>>>

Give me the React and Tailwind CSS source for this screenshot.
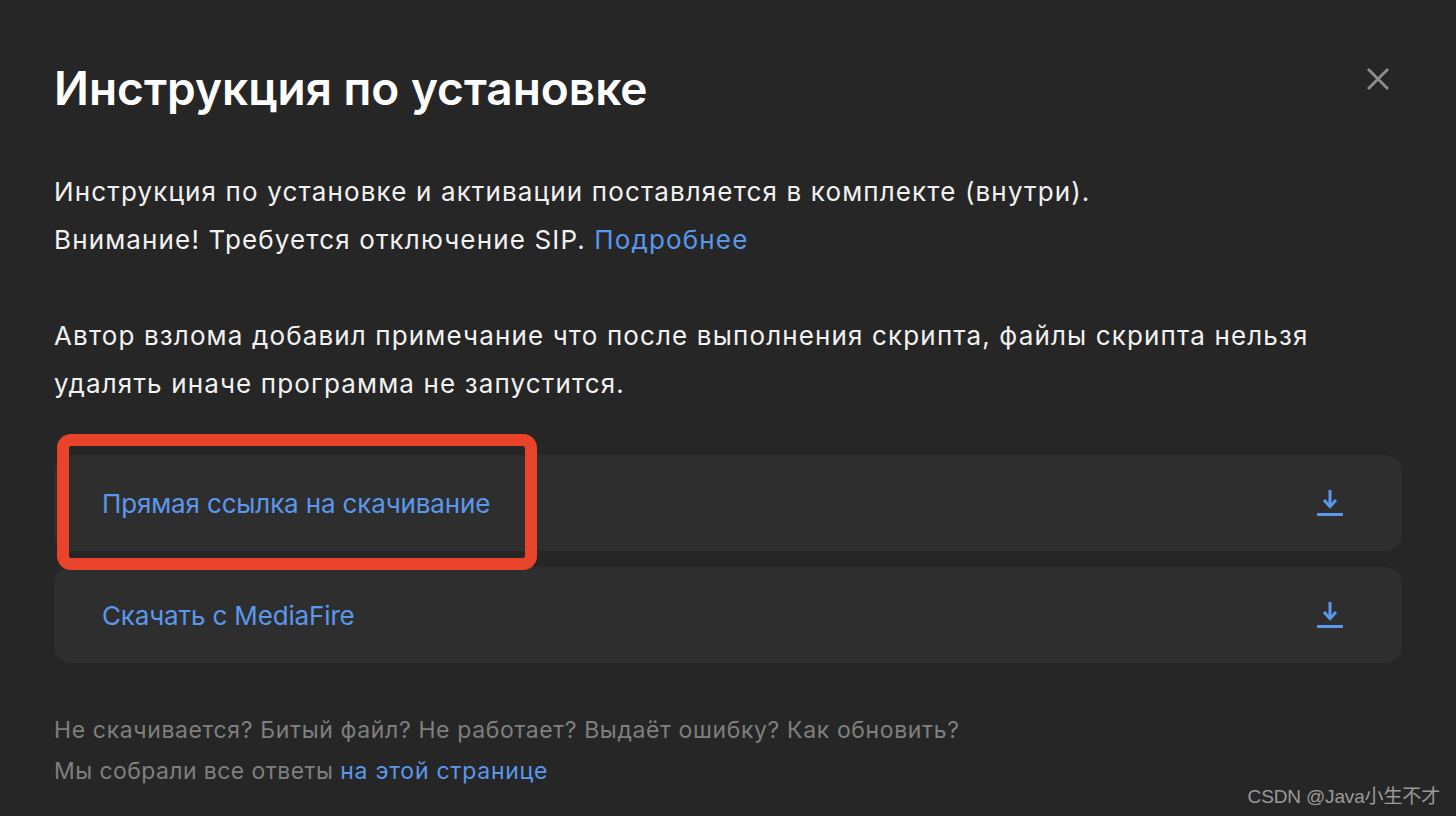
import React from 'react';

const DownloadIcon = () => (
  <svg width="28" height="28" viewBox="0 0 28 28" fill="none" stroke="#5a98ec" strokeWidth="3" className="shrink-0">
    <path d="M14 1V17" />
    <path d="M8 11L14 17.5L20 11" />
    <path d="M1 25.5H27" />
  </svg>
);

const DownloadRow = ({ label }) => (
  <a className="flex h-24 items-center justify-between rounded-2xl bg-[#2e2e2e] pl-12 pr-[58px] text-[26px] tracking-[-0.15px] text-[#5a98ec]">
    <span>{label}</span>
    <DownloadIcon />
  </a>
);

export default function App() {
  return (
    <div className="relative h-[816px] w-[1456px] overflow-hidden bg-[#262626] px-[54px] pt-[54px] font-['Inter','Noto_Sans',sans-serif] text-white">
      <div className="flex items-start justify-between">
        <h1 className="text-[46px] leading-[68px] font-semibold">Инструкция по установке</h1>
        <button className="mt-[13px] mr-[12px] text-[#8e8e8e]">
          <svg width="24" height="24" viewBox="0 0 24 24" fill="none" stroke="currentColor" strokeWidth="2.8">
            <path d="M2 2L22 22M22 2L2 22" />
          </svg>
        </button>
      </div>

      <div className="mt-[46px] text-[26px] leading-[48px] tracking-[1.14px] text-[#f2f2f2]">
        <p>Инструкция по установке и активации поставляется в комплекте (внутри).</p>
        <p>
          Внимание! Требуется отключение SIP. <a className="text-[#5a98ec]">Подробнее</a>
        </p>
        <p className="mt-12">Автор взлома добавил примечание что после выполнения скрипта, файлы скрипта нельзя</p>
        <p>удалять иначе программа не запустится.</p>
      </div>

      <div className="mt-[47px] flex flex-col gap-4">
        <DownloadRow label="Прямая ссылка на скачивание" />
        <DownloadRow label="Скачать с MediaFire" />
      </div>

      <div className="mt-[47px] text-[23px] leading-[41px] tracking-[0.63px] text-[#7f7f7f]">
        <p>Не скачивается? Битый файл? Не работает? Выдаёт ошибку? Как обновить?</p>
        <p className="tracking-[0.42px]">
          Мы собрали все ответы <a className="tracking-[0.75px] text-[#5a98ec]">на этой странице</a>
        </p>
      </div>

      {/* red annotation over the first row */}
      <div className="absolute top-[434px] left-[57px] h-[136px] w-[480px] rounded-[14px] border-[12px] border-[#e9432a]" />

      <div className="absolute top-[784px] right-[16px] font-['Liberation_Sans','Noto_Sans_CJK_SC',sans-serif] text-[19px] leading-[26px] tracking-[-0.15px] text-[#9a9a9a]">
        CSDN @Java小生不才
      </div>
    </div>
  );
}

<<<

Do this
Return the listing above in full and without alteration, excluding its pictures.

The reply
Give me the React and Tailwind CSS source for this screenshot.
import React from 'react';

const DownloadIcon = () => (
  <svg width="28" height="28" viewBox="0 0 28 28" fill="none" stroke="#5a98ec" strokeWidth="3" className="shrink-0">
    <path d="M14 1V17" />
    <path d="M8 11L14 17.5L20 11" />
    <path d="M1 25.5H27" />
  </svg>
);

const DownloadRow = ({ label }) => (
  <a className="flex h-24 items-center justify-between rounded-2xl bg-[#2e2e2e] pl-12 pr-[58px] text-[26px] tracking-[-0.15px] text-[#5a98ec]">
    <span>{label}</span>
    <DownloadIcon />
  </a>
);

export default function App() {
  return (
    <div className="relative h-[816px] w-[1456px] overflow-hidden bg-[#262626] px-[54px] pt-[54px] font-['Inter','Noto_Sans',sans-serif] text-white">
      <div className="flex items-start justify-between">
        <h1 className="text-[46px] leading-[68px] font-semibold">Инструкция по установке</h1>
        <button className="mt-[13px] mr-[12px] text-[#8e8e8e]">
          <svg width="24" height="24" viewBox="0 0 24 24" fill="none" stroke="currentColor" strokeWidth="2.8">
            <path d="M2 2L22 22M22 2L2 22" />
          </svg>
        </button>
      </div>

      <div className="mt-[46px] text-[26px] leading-[48px] tracking-[1.14px] text-[#f2f2f2]">
        <p>Инструкция по установке и активации поставляется в комплекте (внутри).</p>
        <p>
          Внимание! Требуется отключение SIP. <a className="text-[#5a98ec]">Подробнее</a>
        </p>
        <p className="mt-12">Автор взлома добавил примечание что после выполнения скрипта, файлы скрипта нельзя</p>
        <p>удалять иначе программа не запустится.</p>
      </div>

      <div className="mt-[47px] flex flex-col gap-4">
        <DownloadRow label="Прямая ссылка на скачивание" />
        <DownloadRow label="Скачать с MediaFire" />
      </div>

      <div className="mt-[47px] text-[23px] leading-[41px] tracking-[0.63px] text-[#7f7f7f]">
        <p>Не скачивается? Битый файл? Не работает? Выдаёт ошибку? Как обновить?</p>
        <p className="tracking-[0.42px]">
          Мы собрали все ответы <a className="tracking-[0.75px] text-[#5a98ec]">на этой странице</a>
        </p>
      </div>

      {/* red annotation over the first row */}
      <div className="absolute top-[434px] left-[57px] h-[136px] w-[480px] rounded-[14px] border-[12px] border-[#e9432a]" />

      <div className="absolute top-[784px] right-[16px] font-['Liberation_Sans','Noto_Sans_CJK_SC',sans-serif] text-[19px] leading-[26px] tracking-[-0.15px] text-[#9a9a9a]">
        CSDN @Java小生不才
      </div>
    </div>
  );
}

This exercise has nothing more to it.